>> Start DATA PROVIDED

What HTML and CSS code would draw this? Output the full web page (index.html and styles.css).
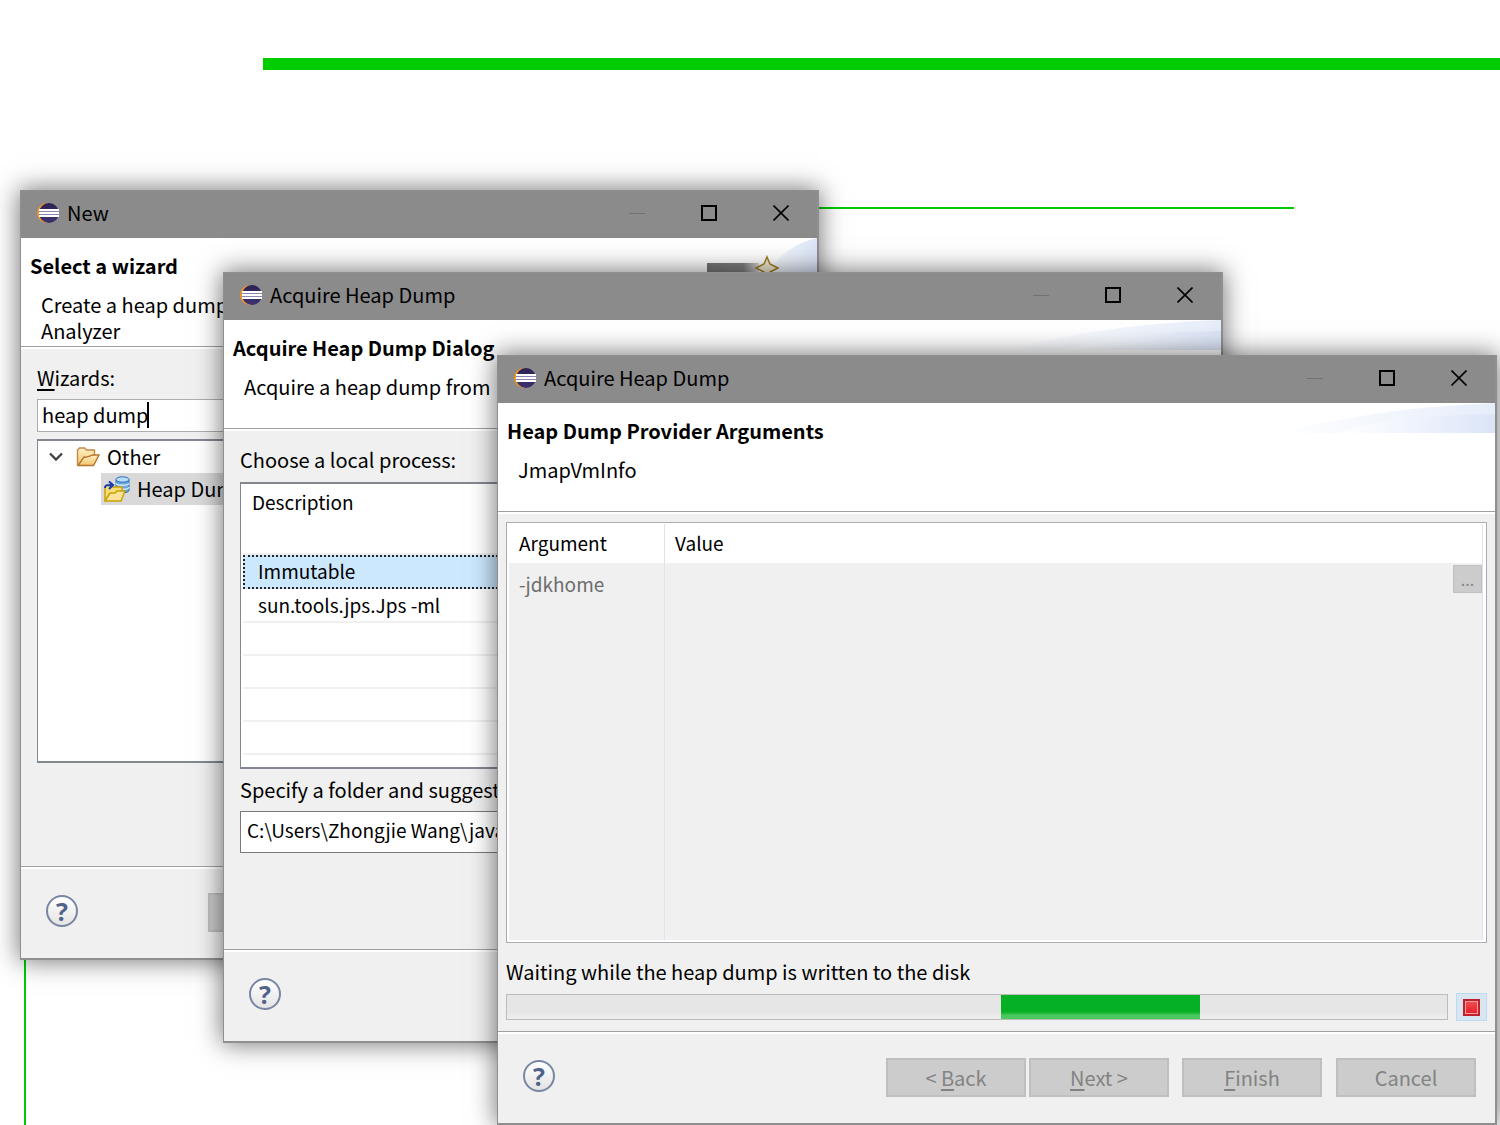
FILE: index.html
```html
<!DOCTYPE html>
<html lang="en">
<head>
<meta charset="utf-8">
<title>Acquire Heap Dump</title>
<link rel="stylesheet" href="styles.css">
</head>
<body>
<svg class="defs" aria-hidden="true">
  <defs>
    <linearGradient id="ball" x1="0" y1="0" x2="0" y2="1"><stop offset="0" stop-color="#2c2255"/><stop offset="1" stop-color="#3b3270"/></linearGradient>
    <linearGradient id="sweep" x1="0" y1="0" x2="1" y2="0"><stop offset="0" stop-color="#ffffff"/><stop offset=".5" stop-color="#eef3fc"/><stop offset="1" stop-color="#dbe4f7"/></linearGradient>
    <linearGradient id="sweep-top" x1="0" y1="0" x2="1" y2="0"><stop offset="0" stop-color="#ffffff"/><stop offset="1" stop-color="#e6edfa"/></linearGradient>
    <linearGradient id="folder" x1="0" y1="0" x2="0" y2="1"><stop offset="0" stop-color="#fff0c4"/><stop offset="1" stop-color="#f2c46c"/></linearGradient>
    <linearGradient id="bar" x1="0" y1="0" x2="1" y2="0"><stop offset="0" stop-color="#777777"/><stop offset=".7" stop-color="#808080"/><stop offset="1" stop-color="#d8d8d8"/></linearGradient>
    <symbol id="eclipse" viewBox="0 0 22 20">
      <circle cx="10" cy="10" r="10" fill="#f7941e"/>
      <circle cx="12.500" cy="10" r="10" fill="#8b8b8b"/>
      <circle cx="12" cy="10" r="10" fill="url(#ball)"/>
      <path d="M2 10h20" stroke="#8a86b4" stroke-width="6"/>
      <path d="M2 7h20M2 10h20M2 13h20" stroke="#fff" stroke-width="2"/>
    </symbol>
    <symbol id="minimize" viewBox="0 0 16 16"><path d="M0 8.500h16" stroke="#727272"/></symbol>
    <symbol id="maximize" viewBox="0 0 16 16"><path d="M1 1h14v14H1z" fill="none" stroke="#000" stroke-width="2"/></symbol>
    <symbol id="close" viewBox="0 0 16 16"><path d="M.5.5l15 15M15.500.5l-15 15" stroke="#000" stroke-width="1.600"/></symbol>
    <symbol id="swoosh" viewBox="0 0 216 30">
      <path d="M0 30C70 12 140 3 216 0v30z" fill="url(#sweep-top)"/>
      <path d="M60 30C90 18 150 12 216 11v19z" fill="url(#sweep)"/>
    </symbol>
  </defs>
</svg>

<main class="slide">
  <div class="rule"></div>
  <div class="frame"></div>

  <section class="window window-new">
    <header class="titlebar">
      <svg class="logo"><use href="#eclipse"/></svg>
      <span class="caption">New</span>
      <button class="winbtn" aria-label="Minimize"><svg><use href="#minimize"/></svg></button>
      <button class="winbtn" aria-label="Maximize"><svg><use href="#maximize"/></svg></button>
      <button class="winbtn" aria-label="Close"><svg><use href="#close"/></svg></button>
    </header>
    <div class="banner">
      <h2>Select a wizard</h2>
      <p>Create a heap dump<br>Analyzer</p>
      <svg class="wizard-art" viewBox="0 0 112 60" aria-hidden="true">
        <path d="M50 60C62 25 85 6 112 0v60z" fill="url(#sweep)"/>
        <path d="M2 25h52v20H2z" fill="url(#bar)"/>
        <path d="M62 19l3 7 8 4-8 4-3 8-3-8-8-4 8-4z" fill="#f3ecd2" stroke="#a07c20" stroke-width="1.500"/>
      </svg>
    </div>
    <div class="content">
      <label class="line" for="wizards"><u>W</u>izards:</label>
      <div class="filter">
        <input id="wizards" type="text" value="heap dump">
        <span class="caret"></span>
      </div>
      <ul class="tree">
        <li>
          <svg class="chevron" viewBox="0 0 14 10"><path d="M1 1.500l6 6 6-6" fill="none" stroke="#444" stroke-width="2.400"/></svg>
          <svg class="folder" viewBox="0 0 24 20">
            <path d="M1.500 18V3l2-2h5l2 2h8v5" fill="url(#folder)" stroke="#c08a45" stroke-width="1.400"/>
            <path d="M2 18.500L8 10c3 1 6-1.500 9-2h6l-5.500 10.500z" fill="url(#folder)" stroke="#b5742f" stroke-width="1.400"/>
          </svg>
          <span>Other</span>
        </li>
        <li class="chosen">
          <svg class="dump" viewBox="0 0 26 26">
            <path d="M12 3.500v11c0 3 13 3 13 0v-11" fill="#6ba6e0" stroke="#2f6fb8"/>
            <path d="M12 7c0 3 13 3 13 0M12 11c0 3 13 3 13 0" fill="none" stroke="#d5ebfc" stroke-width="1.300"/>
            <ellipse cx="18.500" cy="3.500" rx="6.500" ry="2.700" fill="#b5dcf8" stroke="#2f6fb8"/>
            <path d="M1 25V11l2-2h4l2 2h9v4" fill="#f7dc79" stroke="#c9a200" stroke-width="1.500"/>
            <path d="M1 25l5-8h5l2-2h8l-4 10z" fill="#fbe49a" stroke="#c9a200" stroke-width="1.500"/>
            <path d="M1 12c0-3 2-3 6-3M5 5.500L9 9l-4 4" fill="none" stroke="#1238b0" stroke-width="2"/>
          </svg>
          <span>Heap Dump</span>
        </li>
      </ul>
    </div>
    <footer class="actions">
      <button class="help" aria-label="Help">?</button>
      <div class="buttons"><button class="push" aria-label="Back" disabled></button></div>
    </footer>
  </section>

  <section class="window window-process">
    <header class="titlebar">
      <svg class="logo"><use href="#eclipse"/></svg>
      <span class="caption">Acquire Heap Dump</span>
      <button class="winbtn" aria-label="Minimize"><svg><use href="#minimize"/></svg></button>
      <button class="winbtn" aria-label="Maximize"><svg><use href="#maximize"/></svg></button>
      <button class="winbtn" aria-label="Close"><svg><use href="#close"/></svg></button>
    </header>
    <div class="banner">
      <h2>Acquire Heap Dump Dialog</h2>
      <p>Acquire a heap dump from</p>
      <svg class="swoosh" aria-hidden="true"><use href="#swoosh"/></svg>
    </div>
    <div class="content">
      <span class="line" id="process-label">Choose a local process:</span>
      <div class="processes">
        <table aria-labelledby="process-label">
          <thead><tr><th>Description</th></tr></thead>
          <tbody>
            <tr class="selected"><td>Immutable</td></tr>
            <tr><td>sun.tools.jps.Jps -ml</td></tr>
            <tr><td></td></tr>
            <tr><td></td></tr>
            <tr><td></td></tr>
            <tr><td></td></tr>
          </tbody>
        </table>
      </div>
      <label class="line" for="folder-path">Specify a folder and suggest</label>
      <input class="path" id="folder-path" type="text" value="C:\Users\Zhongjie Wang\java">
    </div>
    <footer class="actions">
      <button class="help" aria-label="Help">?</button>
    </footer>
  </section>

  <section class="window window-arguments">
    <header class="titlebar">
      <svg class="logo"><use href="#eclipse"/></svg>
      <span class="caption">Acquire Heap Dump</span>
      <button class="winbtn" aria-label="Minimize"><svg><use href="#minimize"/></svg></button>
      <button class="winbtn" aria-label="Maximize"><svg><use href="#maximize"/></svg></button>
      <button class="winbtn" aria-label="Close"><svg><use href="#close"/></svg></button>
    </header>
    <div class="banner">
      <h2>Heap Dump Provider Arguments</h2>
      <p>JmapVmInfo</p>
      <svg class="swoosh" aria-hidden="true"><use href="#swoosh"/></svg>
    </div>
    <div class="content">
      <div class="arguments">
        <table>
          <thead><tr><th class="name">Argument</th><th>Value</th></tr></thead>
          <tbody><tr><td>-jdkhome</td><td class="value"><button class="browse" disabled>...</button></td></tr></tbody>
        </table>
      </div>
      <span class="line" id="status">Waiting while the heap dump is written to the disk</span>
      <div class="progress-row">
        <div class="progress" role="progressbar" aria-labelledby="status"><div class="chunk"></div></div>
        <button class="stop" aria-label="Stop"><span></span></button>
      </div>
    </div>
    <footer class="actions">
      <button class="help" aria-label="Help">?</button>
      <div class="buttons">
        <button class="push" disabled>&lt; <u>B</u>ack</button>
        <button class="push" disabled><u>N</u>ext &gt;</button>
        <button class="push" disabled><u>F</u>inish</button>
        <button class="push" disabled>Cancel</button>
      </div>
    </footer>
  </section>
</main>
</body>
</html>
```

FILE: styles.css
```css
* { box-sizing: border-box; }

body {
  margin: 0;
  background: #fff;
  color: #000;
  font: 20px/28px "Noto Sans CJK SC", "Noto Sans", sans-serif;
}

button, input { font: inherit; color: inherit; margin: 0; padding: 0; border-radius: 0; }

u { text-decoration: underline; text-decoration-thickness: 2px; text-underline-offset: 3px; }

.defs { position: absolute; width: 0; height: 0; }

.slide { position: relative; min-height: 100vh; overflow: hidden; }

.rule { position: absolute; top: 58px; left: 263px; right: 0; height: 12px; background: #00cc00; }

.frame {
  position: absolute;
  top: 207px;
  left: 24px;
  right: 206px;
  bottom: 0;
  border-top: 2px solid #00cc00;
  border-left: 2px solid #00cc00;
}

/* Windows */
.window {
  position: absolute;
  display: flex;
  flex-direction: column;
  min-height: 770px;
  border: solid #8f8f8f;
  border-width: 1px 2px 2px 1px;
  background: #f0f0f0;
  box-shadow: 0 0 24px 1px rgba(0, 0, 0, .55);
}
.window-new { top: 190px; left: 20px; right: 681px; }
.window-process { top: 272px; left: 223px; right: 277px; min-height: 771px; }
.window-arguments { top: 355px; left: 497px; right: 3px; }

.titlebar {
  display: flex;
  align-items: center;
  height: 47px;
  padding: 0 0 3px 16px;
  background: #8b8b8b;
}
.logo { width: 22px; height: 20px; }
.caption { flex: 1; padding-left: 8px; }
.winbtn {
  display: grid;
  place-items: center;
  width: 72px;
  height: 44px;
  border: 0;
  background: none;
}
.winbtn svg { width: 16px; height: 16px; }

.banner {
  position: relative;
  height: 111px;
  padding: 14px 9px 0;
  background: #fff;
  border-bottom: 2px solid #fff;
  box-shadow: inset 0 -1px #a0a0a0;
}
.banner h2 { margin: 0; font-size: 20px; line-height: 28px; }
.banner p { margin: 12px 0 0 11px; line-height: 26px; }
.swoosh { position: absolute; top: 0; right: 0; width: 216px; height: 30px; }
.wizard-art { position: absolute; top: 0; right: 0; width: 112px; height: 60px; }

.content { flex: 1; display: flex; flex-direction: column; padding: 15px 16px 0; }
.window-arguments .content { padding: 8px 8px 0; }
.line { display: block; line-height: 28px; white-space: nowrap; }

.actions {
  display: flex;
  align-items: center;
  justify-content: space-between;
  height: 92px;
  padding: 0 19px 0 25px;
  border-top: 1px solid #a0a0a0;
  box-shadow: inset 0 2px #fff;
}
.help {
  width: 32px;
  height: 32px;
  margin-bottom: 4px;
  border: 2px solid #7886a0;
  border-radius: 50%;
  background: linear-gradient(#fff, #e4e4e4);
  color: #50618a;
  font: bold 25px/26px "Open Sans", sans-serif;
}
.buttons { display: grid; grid-template-columns: 143px 153px 154px 140px; }
.push {
  width: 140px;
  height: 39px;
  border: 2px solid #bfbfbf;
  background: #ccc;
  color: #838383;
}

/* Wizard selection */
.filter { position: relative; margin-top: 7px; }
.filter input {
  display: block;
  width: 100%;
  height: 33px;
  padding: 0 4px 2px;
  border: 1px solid #abadb3;
  background: #fff;
}
.caret { position: absolute; top: 3px; left: 110px; width: 2px; height: 26px; background: #000; }
.tree {
  height: 324px;
  margin: 7px 0 0;
  padding: 0 0 0 11px;
  border: 2px solid #828790;
  border-width: 2px 1px 2px 1px;
  background: #fff;
  list-style: none;
}
.tree li { display: flex; align-items: center; height: 32px; }
.chevron { width: 14px; height: 10px; }
.folder { width: 24px; height: 20px; margin: 0 7px 0 13px; }
.tree .chosen { margin-left: 52px; padding-left: 3px; background: #d9d9d9; }
.dump { width: 26px; height: 26px; margin-right: 7px; }

/* Process list */
table { width: 100%; border-collapse: separate; border-spacing: 0; font-size: 19px; }
th, td { padding: 0; font-weight: normal; text-align: left; vertical-align: top; }
.processes {
  height: 287px;
  margin: 8px 0 7px;
  padding: 0 2px;
  border: 2px solid #828790;
  border-width: 2px 1px;
  background: #fff;
}
.processes th { height: 71px; padding: 4px 9px 0; border-bottom: 2px solid #f0f0f0; }
.processes td { height: 33px; padding: 2px 15px; border-bottom: 2px solid #f0f0f0; }
.processes .selected td {
  outline: 2px dotted #222;
  outline-offset: -2px;
  border-bottom-color: #cce8ff;
  background: #cce8ff;
}
.path {
  height: 42px;
  margin-top: 7px;
  padding: 0 6px 6px;
  border: 1px solid #7a7a7a;
  background: #fff;
  font-size: 19px;
}

/* Argument table */
.arguments {
  height: 421px;
  margin-bottom: 15px;
  padding: 1px 3px 2px 2px;
  border: 1px solid #abadb3;
  background: #fff;
}
.arguments table { height: 100%; background: #f0f0f0; }
.arguments th { height: 39px; padding: 5px 10px; background: #fff; border-right: 1px solid #e2e2e2; }
.arguments td { padding: 7px 10px; border-right: 1px solid #dce4f0; color: #6d6d6d; }
.arguments .name { width: 156px; }
.arguments .value { padding: 1px 0; text-align: right; }
.browse {
  width: 29px;
  height: 28px;
  border: 1px solid #bfbfbf;
  background: #ccc;
  color: #838383;
  font-size: 16px;
  line-height: 24px;
}

.progress-row { display: flex; align-items: center; gap: 8px; margin-top: 7px; }
.progress {
  flex: 1;
  height: 26px;
  border: 1px solid #bcbcbc;
  background: linear-gradient(#e6e6e6 70%, #efefef);
}
.chunk {
  width: 199px;
  height: 24px;
  margin-left: 494px;
  background: linear-gradient(#06b025 70%, #4cc860 85%);
}
.stop {
  display: grid;
  place-items: center;
  width: 31px;
  height: 28px;
  border: 1px solid #bcdcf4;
  background: #d8e6f2;
}
.stop span {
  width: 17px;
  height: 17px;
  border: 2px solid #c4202c;
  box-shadow: inset 0 0 0 1px #f5a3a3;
  background: linear-gradient(#f05050, #e81c2c);
}
```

>> End DATA PROVIDED

### SET PROBLEM
Which lines hold the word "index"? Copy all of them.

### REPLY TO THE EXERCISE
What HTML and CSS code would draw this? Output the full web page (index.html and styles.css).
FILE: index.html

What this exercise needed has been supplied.